What Most People Would Call Evil: The Archontic Spirituality of William S. Burroughs

Tommy Cowan


This paper argues that the true depth of William Seward Burroughs II’s ideological legacy within Western esotericism has been somewhat underappreciated by historians of religion, and this is evidenced by the insufficient credit Burroughs has thus far received for his pivotal role in the emergence of the “2012 phenomenon.” The purpose of this paper is to distinguish Burroughs’ works as centrally spiritual, thus providing a context that can allow scholars to properly measure the communities that gravitate to his ideas. The body of this paper begins by examining Burroughs’ role in the 2012 phenomenon, and it will be argued that “anti-magical polemics” are perhaps partly responsible for somewhat reducing the awareness of Burroughs’ roles in esoteric currents of the twentieth century.
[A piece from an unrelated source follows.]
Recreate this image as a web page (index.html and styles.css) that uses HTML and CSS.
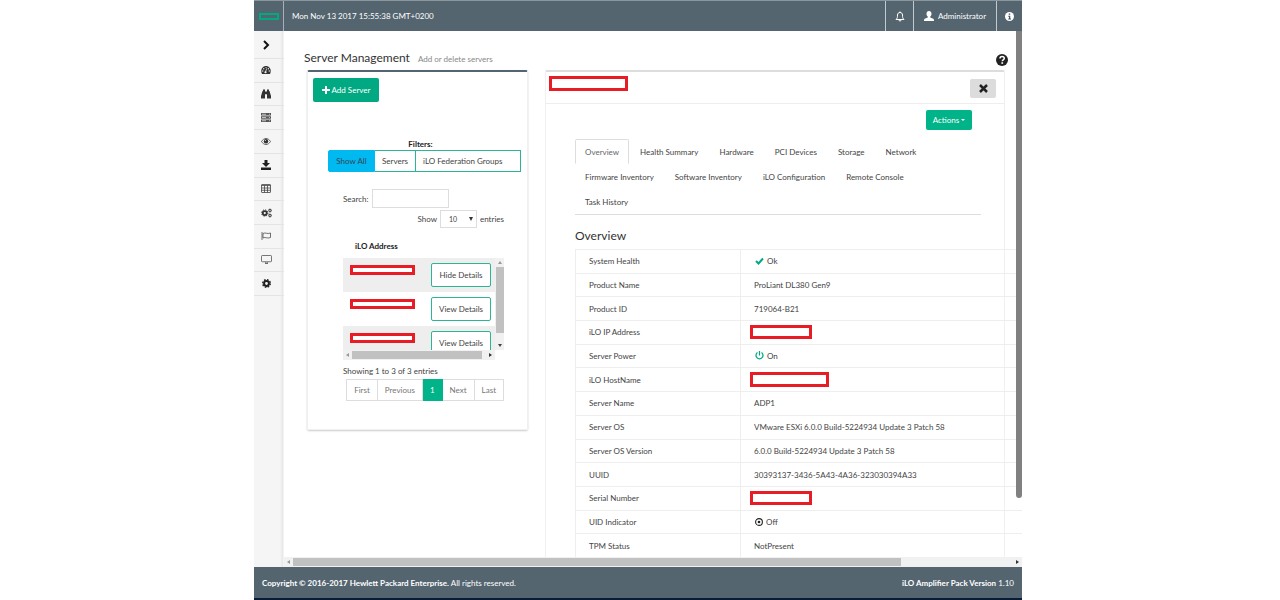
FILE: index.html
```html
<!DOCTYPE html>
<html lang="en">
  <head>
    <meta charset="UTF-8" />
    <title>iLO Amplifier Pack</title>
    <link rel="stylesheet" href="styles.css" />
  </head>
  <body>
    <div class="app">
      <header class="topbar">
        <a class="brand" href="#" aria-label="Home"><span class="brand-mark"></span></a>
        <span class="clock">Mon Nov 13 2017 15:55:38 GMT+0200</span>
        <button class="top-item" aria-label="Notifications">
          <svg width="10" height="11" viewBox="0 0 20 22" fill="none" stroke="currentColor" stroke-width="2">
            <path d="M2 17c3-3 3-5 3-9 0-3 2-5 5-5s5 2 5 5c0 4 0 6 3 9z" />
            <path d="M10 3V1M8 18c0 3 4 3 4 0" />
          </svg>
        </button>
        <button class="top-item top-user">
          <svg width="10" height="10" viewBox="0 0 20 20" fill="currentColor">
            <path d="M10 0c3.200 0 5 2.400 5 5.500 0 2.500-1 4.500-2.500 5.700V13l6 2.500c1 .5 1.500 1.500 1.500 4.500H0c0-3 .5-4 1.500-4.500l6-2.500v-1.800C6 10 5 8 5 5.500 5 2.400 6.800 0 10 0z" />
          </svg>
          Administrator
        </button>
        <button class="top-item top-info" aria-label="Info">
          <svg width="9" height="9" viewBox="0 0 18 18">
            <circle cx="9" cy="9" r="9" fill="#fff" />
            <path d="M7.500 3h3v2.500h-3zM6.500 7.500h4V13H12v2H6.500v-2H8V9.500H6.500z" fill="#425563" />
          </svg>
        </button>
      </header>

      <div class="body">
        <nav class="sidebar">
          <a href="#" aria-label="Expand">
            <svg width="8" height="10" viewBox="0 0 16 20" fill="none" stroke="#111" stroke-width="4"><path d="M4 2l8 8-8 8" /></svg>
          </a>
          <a href="#" aria-label="Dashboard">
            <svg width="10" height="8" viewBox="0 0 20 16">
              <path d="M2 16C-2 8 3 0 10 0s12 8 8 16z" fill="#333" />
              <path d="M9 12l2.500-7" stroke="#f5f5f5" stroke-width="1.500" />
              <g fill="#f5f5f5">
                <circle cx="3.500" cy="10" r="1.300" /><circle cx="5.500" cy="5.500" r="1.300" /><circle cx="10" cy="3" r="1.200" />
                <circle cx="14.800" cy="5.500" r="1.300" /><circle cx="16.500" cy="10" r="1.300" /><circle cx="9" cy="12.500" r="2.200" />
              </g>
            </svg>
          </a>
          <a href="#" aria-label="Discovery">
            <svg width="10" height="10" viewBox="0 0 20 20" fill="#333">
              <path d="M4 1h4v3h1v7H8v8H0v-5L3 4h1zM12 1h4v3h1l3 10v5h-8v-8h-1V4h1z" /><path d="M8 6h4v4H8z" />
            </svg>
          </a>
          <a href="#" aria-label="Servers">
            <svg width="10" height="9" viewBox="0 0 20 18" fill="#555">
              <path d="M0 0h20v5H0zM0 6.500h20v5H0zM0 13h20v5H0z" />
              <path d="M2 2.500h8M2 9h8M2 15.500h8M16 2.500h2M16 9h2M16 15.500h2" stroke="#eee" stroke-width="1.400" />
            </svg>
          </a>
          <a href="#" aria-label="Monitoring">
            <svg width="10" height="7" viewBox="0 0 20 14">
              <path d="M1 7c5-8 13-8 18 0-5 8-13 8-18 0z" fill="none" stroke="#444" stroke-width="1.600" />
              <circle cx="10" cy="6.500" r="4.400" fill="#333" /><circle cx="8.800" cy="5" r="1.200" fill="#ddd" />
            </svg>
          </a>
          <a href="#" aria-label="Downloads">
            <svg width="10" height="10" viewBox="0 0 20 20" fill="#222">
              <path d="M7 0h6v6h5l-8 8-8-8h5z" /><path d="M0 15h20v5H0z" />
            </svg>
          </a>
          <a href="#" aria-label="Reports">
            <svg width="10" height="9" viewBox="0 0 20 18" fill="none" stroke="#444" stroke-width="1.600">
              <rect x="1" y="1" width="18" height="16" rx="1" /><path d="M1 3h18M1 8h18M1 12.500h18M7 3v14M13 3v14" />
            </svg>
          </a>
          <a href="#" aria-label="Configuration">
            <svg width="11" height="10" viewBox="0 0 22 20" fill="none" stroke="#333">
              <circle cx="7.500" cy="10" r="4" stroke-width="3.500" /><circle cx="7.500" cy="10" r="6.300" stroke-width="2" stroke-dasharray="2.500 2.450" />
              <circle cx="18" cy="5" r="2.200" stroke-width="2" /><circle cx="18" cy="5" r="3.600" stroke-width="1" stroke-dasharray="1.500 1.300" />
              <circle cx="18" cy="15" r="2.200" stroke-width="2" /><circle cx="18" cy="15" r="3.600" stroke-width="1" stroke-dasharray="1.500 1.300" />
            </svg>
          </a>
          <a href="#" aria-label="Alerts">
            <svg width="10" height="8" viewBox="0 0 20 16" fill="none" stroke="#444" stroke-width="1.500">
              <path d="M2 0v16M4 3c5-3 8 2 15-1v9c-7 3-10-2-15 1z" />
            </svg>
          </a>
          <a href="#" aria-label="Console">
            <svg width="11" height="9" viewBox="0 0 22 18" fill="none" stroke="#555" stroke-width="1.600">
              <rect x="1" y="1" width="20" height="12.500" rx="1.500" /><path d="M8 17h6M9.500 14v3M12.500 14v3" />
            </svg>
          </a>
          <a href="#" aria-label="Settings">
            <svg width="9" height="9" viewBox="0 0 18 18" fill="none" stroke="#222">
              <circle cx="9" cy="9" r="4.800" stroke-width="4" /><circle cx="9" cy="9" r="7.500" stroke-width="3" stroke-dasharray="3.200 2.690" />
            </svg>
          </a>
        </nav>

        <main class="main">
          <div class="page-head">
            <h1>Server Management</h1>
            <small>Add or delete servers</small>
            <button class="help" aria-label="Help">
              <svg width="12" height="12" viewBox="0 0 24 24">
                <circle cx="12" cy="12" r="12" fill="#222" />
                <path d="M8 9c0-5.500 8.500-5 8.500-.5 0 3.500-4 3-4 6" fill="none" stroke="#fff" stroke-width="3" />
                <path d="M10.800 16.500h3.400v3.200h-3.400z" fill="#fff" />
              </svg>
            </button>
          </div>

          <div class="panels">
            <section class="panel panel-list">
              <button class="btn-green btn-add">
                <svg width="8" height="8" viewBox="0 0 16 16" fill="#fff"><path d="M6 0h4v6h6v4h-6v6H6v-6H0V6h6z" /></svg>
                Add Server
              </button>

              <div class="filters">
                <b>Filters:</b>
                <div class="filter-group">
                  <button class="active">Show All</button>
                  <button>Servers</button>
                  <button>iLO Federation Groups</button>
                </div>
              </div>

              <div class="list">
                <div class="search">
                  <label for="search">Search:</label>
                  <input id="search" type="text" />
                </div>
                <div class="length">
                  <label for="length">Show</label>
                  <span class="select">
                    <select id="length">
                      <option>10</option>
                      <option>25</option>
                    </select>
                  </span>
                  <span>entries</span>
                </div>

                <h2 class="list-head">iLO Address</h2>
                <div class="scroll-box">
                  <div class="rows">
                    <div class="row"><span class="mask mask-thin"></span><button>Hide Details</button></div>
                    <div class="row"><span class="mask mask-thin"></span><button>View Details</button></div>
                    <div class="row"><span class="mask mask-thin"></span><button>View Details</button></div>
                  </div>
                  <div class="vbar"><i class="up"></i><span class="thumb"></span><i class="down"></i></div>
                  <div class="hbar"><i class="left"></i><span class="thumb"></span><i class="right"></i></div>
                </div>

                <p class="info">Showing 1 to 3 of 3 entries</p>
                <div class="pager">
                  <a href="#">First</a>
                  <a href="#">Previous</a>
                  <a href="#" class="active">1</a>
                  <a href="#">Next</a>
                  <a href="#">Last</a>
                </div>
              </div>
            </section>

            <section class="panel panel-detail">
              <div class="detail-head">
                <span class="mask mask-lg"></span>
                <button class="close" aria-label="Close">
                  <svg width="9" height="9" viewBox="0 0 18 18" stroke="#222" stroke-width="5"><path d="M2 2l14 14M16 2L2 16" /></svg>
                </button>
              </div>
              <div class="detail-body">
                <button class="btn-green btn-actions">Actions<i class="caret"></i></button>
                <nav class="tabs">
                  <a href="#" class="active">Overview</a>
                  <a href="#">Health Summary</a>
                  <a href="#">Hardware</a>
                  <a href="#">PCI Devices</a>
                  <a href="#">Storage</a>
                  <a href="#">Network</a>
                  <a href="#">Firmware Inventory</a>
                  <a href="#">Software Inventory</a>
                  <a href="#">iLO Configuration</a>
                  <a href="#">Remote Console</a>
                  <a href="#">Task History</a>
                </nav>
                <h2>Overview</h2>
                <table class="overview">
                  <tr>
                    <th>System Health</th>
                    <td>
                      <svg class="icon" width="9" height="8" viewBox="0 0 18 16" fill="none" stroke="#01a982" stroke-width="4"><path d="M2 8l5 5 9-10" /></svg>
                      Ok
                    </td>
                  </tr>
                  <tr><th>Product Name</th><td>ProLiant DL380 Gen9</td></tr>
                  <tr><th>Product ID</th><td>719064-B21</td></tr>
                  <tr><th>iLO IP Address</th><td class="masked"><span class="mask mask-md"></span></td></tr>
                  <tr>
                    <th>Server Power</th>
                    <td>
                      <svg class="icon" width="9" height="9" viewBox="0 0 18 18" fill="none" stroke="#01a982" stroke-width="2.500"><path d="M5 3a7 7 0 1 0 8 0M9 0v9" /></svg>
                      On
                    </td>
                  </tr>
                  <tr><th>iLO HostName</th><td class="masked"><span class="mask mask-lg"></span></td></tr>
                  <tr><th>Server Name</th><td>ADP1</td></tr>
                  <tr><th>Server OS</th><td>VMware ESXi 6.0.0 Build-5224934 Update 3 Patch 58</td></tr>
                  <tr><th>Server OS Version</th><td>6.0.0 Build-5224934 Update 3 Patch 58</td></tr>
                  <tr><th>UUID</th><td>30393137-3436-5A43-4A36-323030394A33</td></tr>
                  <tr><th>Serial Number</th><td class="masked"><span class="mask mask-md"></span></td></tr>
                  <tr>
                    <th>UID Indicator</th>
                    <td>
                      <svg class="icon" width="8" height="8" viewBox="0 0 16 16"><circle cx="8" cy="8" r="6.800" fill="none" stroke="#222" stroke-width="2.200" /><circle cx="8" cy="8" r="2.600" fill="#222" /></svg>
                      Off
                    </td>
                  </tr>
                  <tr><th>TPM Status</th><td>NotPresent</td></tr>
                </table>
              </div>
            </section>
          </div>

          <div class="page-vbar"></div>
          <div class="hbar page-hbar"><i class="left"></i><span class="thumb"></span><i class="right"></i></div>
        </main>
      </div>

      <footer class="footer">
        <span><b>Copyright © 2016-2017 Hewlett Packard Enterprise.</b> All rights reserved.</span>
        <span><b>iLO Amplifier Pack Version</b> 1.10</span>
      </footer>
    </div>
  </body>
</html>
```
FILE: styles.css
```css
* {
  box-sizing: border-box;
}
body {
  margin: 0;
  padding-right: 4px;
  background: #fff;
  color: #444;
  font-family: Lato, "Liberation Sans", sans-serif;
  font-size: 8px;
  line-height: 12px;
}
button,
input,
select {
  font: inherit;
  color: inherit;
  margin: 0;
}
button {
  padding: 0;
  border: 0;
  background: none;
  white-space: nowrap;
  cursor: pointer;
}
a {
  color: inherit;
  text-decoration: none;
}
svg {
  display: block;
  flex: none;
}
h1,
h2,
p {
  margin: 0;
  font-weight: normal;
}

.app {
  width: 60vw;
  height: 100vh;
  margin: 0 auto;
  display: flex;
  flex-direction: column;
  border-bottom: 2px solid #0a1c35;
}

/* top bar */
.topbar {
  display: flex;
  align-items: stretch;
  height: 31px;
  flex: none;
  background: #546570;
  border-top: 1px solid #8b979f;
  color: #fff;
}
.brand {
  width: 30px;
  display: flex;
  align-items: center;
  justify-content: center;
  border-right: 1px solid #a5b0b7;
}
.brand-mark {
  width: 20px;
  height: 7px;
  border: 2px solid #01a982;
}
.clock {
  flex: 1;
  align-self: center;
  padding-left: 8px;
}
.top-item {
  display: flex;
  align-items: center;
  justify-content: center;
  gap: 4px;
  width: 28px;
  border-left: 1px solid #c3cacf;
}
.top-user {
  width: 83px;
}
.top-info {
  width: 26px;
}

.body {
  flex: 1;
  min-height: 0;
  display: flex;
}

/* side icons */
.sidebar {
  display: grid;
  grid-template-rows: 28px repeat(10, 1fr);
  width: 30px;
  height: 265px;
  flex: none;
}
.body {
  background: linear-gradient(to right, #f5f5f5 26px, #e6e6e6 29px, #fff 30px);
}
.sidebar a {
  padding-right: 6px;
  display: flex;
  align-items: center;
  justify-content: center;
  border-bottom: 1px solid #e4e4e4;
}

.main {
  flex: 1;
  min-width: 0;
  position: relative;
  overflow: hidden;
}
.page-head {
  display: flex;
  align-items: center;
  gap: 8px;
  height: 39px;
  padding: 14px 14px 0 20px;
}
.page-head h1 {
  font-size: 12px;
  line-height: 16px;
  color: #333;
}
.page-head small {
  font-size: 8px;
  color: #888;
  padding-top: 3px;
}
.help {
  margin-left: auto;
  padding-top: 4px;
}

.panels {
  display: flex;
  align-items: flex-start;
  gap: 17px;
  padding: 0 17px 0 23px;
}
.panel {
  border: 1px solid #f0f0f0;
  border-top: 2px solid #ddd;
  border-radius: 2px;
}
.panel-list {
  width: 221px;
  flex: none;
  padding: 6px 6px 28px 5px;
  border-top-color: #546570;
  box-shadow: 0 1px 2px #ccc;
}
.btn-green {
  display: flex;
  align-items: center;
  justify-content: center;
  background: #01a982;
  color: #fff;
  border-radius: 2px;
}
.btn-add {
  width: 66px;
  height: 24px;
  gap: 2px;
}

.filters {
  margin-top: 36px;
  padding-left: 15px;
  text-align: center;
}
.filters b {
  display: block;
  color: #222;
  padding-right: 8px;
}
.filter-group {
  display: flex;
}
.filter-group button {
  height: 22px;
  padding: 0 7px;
  border: 1px solid #2bb596;
  border-left-width: 0;
}
.filter-group button:last-child {
  flex: 1;
  text-align: left;
}
.filter-group .active {
  width: 47px;
  background: #00b9f1;
  border: 1px solid #00b9f1;
  border-radius: 2px 0 0 2px;
  color: #345;
}

.list {
  padding: 0 17px 0 30px;
  margin-top: 17px;
}
.search,
.length {
  display: flex;
  align-items: center;
  gap: 3px;
}
.search input {
  width: 77px;
  height: 19px;
  border: 1px solid #ddd;
  padding: 0 4px;
}
.length {
  margin-top: 2px;
  justify-content: flex-end;
}
.select {
  position: relative;
}
.select select {
  display: block;
  appearance: none;
  width: 37px;
  height: 18px;
  padding: 0 8px;
  border: 1px solid #ddd;
  border-radius: 0;
  background: #fff;
  font-size: 7px;
}
.select::after {
  content: "";
  position: absolute;
  right: 4px;
  top: 7px;
  border: 2px solid transparent;
  border-top: 4px solid #333;
  border-bottom: 0;
  pointer-events: none;
}
.list-head {
  margin-top: 12px;
  padding-left: 12px;
  font-size: 8px;
  line-height: 12px;
  font-weight: bold;
  color: #222;
}
.scroll-box {
  margin-top: 6px;
  display: grid;
  grid-template-columns: 1fr 9px;
  grid-template-rows: 92px 10px;
}
.rows {
  overflow: hidden;
}
.row {
  display: flex;
  align-items: flex-start;
  justify-content: space-between;
  height: 34px;
  padding: 5px 4px 0 7px;
}
.row:nth-child(odd) {
  background: #eee;
}
.row .mask {
  margin-top: 2px;
}
.row button {
  width: 60px;
  height: 24px;
  border: 1px solid #2bb596;
  border-radius: 2px;
  background: #fff;
}

/* boxes over hidden values */
.mask {
  display: block;
  border: 3px solid #e81c25;
  background: #fff;
}
.mask-thin {
  width: 65px;
  height: 10px;
}
.mask-md {
  width: 62px;
  height: 14px;
}
.mask-lg {
  width: 79px;
  height: 15px;
}

/* scroll bars */
.vbar,
.hbar {
  display: flex;
  align-items: center;
  gap: 3px;
  background: #f1f1f1;
}
.vbar {
  flex-direction: column;
  padding: 3px 0;
}
.hbar {
  padding: 0 3px;
}
.vbar .thumb {
  width: 8px;
  height: 66px;
  margin-bottom: auto;
  background: #c1c1c1;
}
.hbar .thumb {
  width: 130px;
  height: 8px;
  margin-right: auto;
  background: #c1c1c1;
}
.vbar i,
.hbar i {
  border: 0 solid transparent;
}
.vbar i {
  border-width: 0 2px;
}
.hbar i {
  border-width: 2px 0;
}
.vbar .up {
  border-bottom: 3px solid #999;
}
.vbar .down {
  border-top: 3px solid #444;
}
.hbar .left {
  border-right: 3px solid #999;
}
.hbar .right {
  border-left: 3px solid #333;
}

.info {
  margin-top: 5px;
}
.pager {
  display: flex;
  justify-content: flex-end;
  margin-top: 2px;
  color: #777;
}
.pager a {
  height: 22px;
  padding: 4px 7px;
  border: 1px solid #ddd;
  border-left-width: 0;
}
.pager a:first-child {
  border-left-width: 1px;
}
.pager .active {
  background: #00b388;
  border-color: #00b388;
  color: #fff;
}

/* server details */
.panel-detail {
  flex: 1;
  min-width: 0;
}
.detail-head {
  display: flex;
  align-items: flex-start;
  justify-content: space-between;
  height: 32px;
  padding: 4px 8px 0 3px;
  border-bottom: 1px solid #eee;
}
.close {
  display: flex;
  align-items: center;
  justify-content: center;
  width: 26px;
  height: 19px;
  margin-top: 3px;
  border-radius: 2px;
  background: #dcdcdc;
}
.detail-body {
  padding: 6px 23px 24px 29px;
}
.btn-actions {
  width: 46px;
  height: 20px;
  gap: 2px;
  margin: 0 9px 9px auto;
  background: #00b388;
}
.caret {
  border: 2px solid transparent;
  border-top-color: #fff;
  border-bottom: 0;
}
.tabs {
  display: flex;
  flex-wrap: wrap;
  column-gap: 1px;
  padding-right: 8px;
  border-bottom: 1px solid #ddd;
}
.tabs a {
  height: 25px;
  padding: 6px 9px;
  border: 1px solid transparent;
}
.tabs .active {
  border-color: #ddd #ddd transparent;
  border-radius: 2px 2px 0 0;
  color: #666;
}
.detail-body h2 {
  margin: 13px 0 5px;
  font-size: 12px;
  line-height: 16px;
  color: #333;
}
.overview {
  width: 120%;
  height: 309px;
  border-collapse: collapse;
}
.overview th,
.overview td {
  padding: 0 12px 0 13px;
  border: 1px solid #eee;
  text-align: left;
  font-weight: normal;
}
.overview th {
  width: 165px;
}
.overview .masked {
  padding-left: 9px;
}
.overview .mask {
  margin: -2px 0;
}
.icon {
  display: inline-block;
  vertical-align: -1px;
  margin: 0 1px;
}

.page-vbar {
  position: absolute;
  top: 0;
  right: 0;
  width: 6px;
  height: 467px;
  background: #808080;
  border-radius: 0 0 3px 3px;
}
.page-hbar {
  position: absolute;
  left: 0;
  right: 0;
  bottom: 0;
  height: 10px;
  padding: 0 3px;
}
.page-hbar .thumb {
  width: 83%;
}

.footer {
  flex: none;
  display: flex;
  align-items: center;
  justify-content: space-between;
  height: 31px;
  padding: 0 8px;
  background: #546570;
  color: #fff;
}
```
A diachronic comparison is then undertaken by analyzing Gnosticism to provide a foundational context for situating Burroughs’ worldview as a transhistorical pattern of thought that herein will be defined as ‘archontism.’ The concept of archontism is then used to more accurately classify Burroughs’ literature as ‘books of the dead,’ and this paper concludes with a refutation of anti-magical polemics that explicitly denigrate the study of esotericism.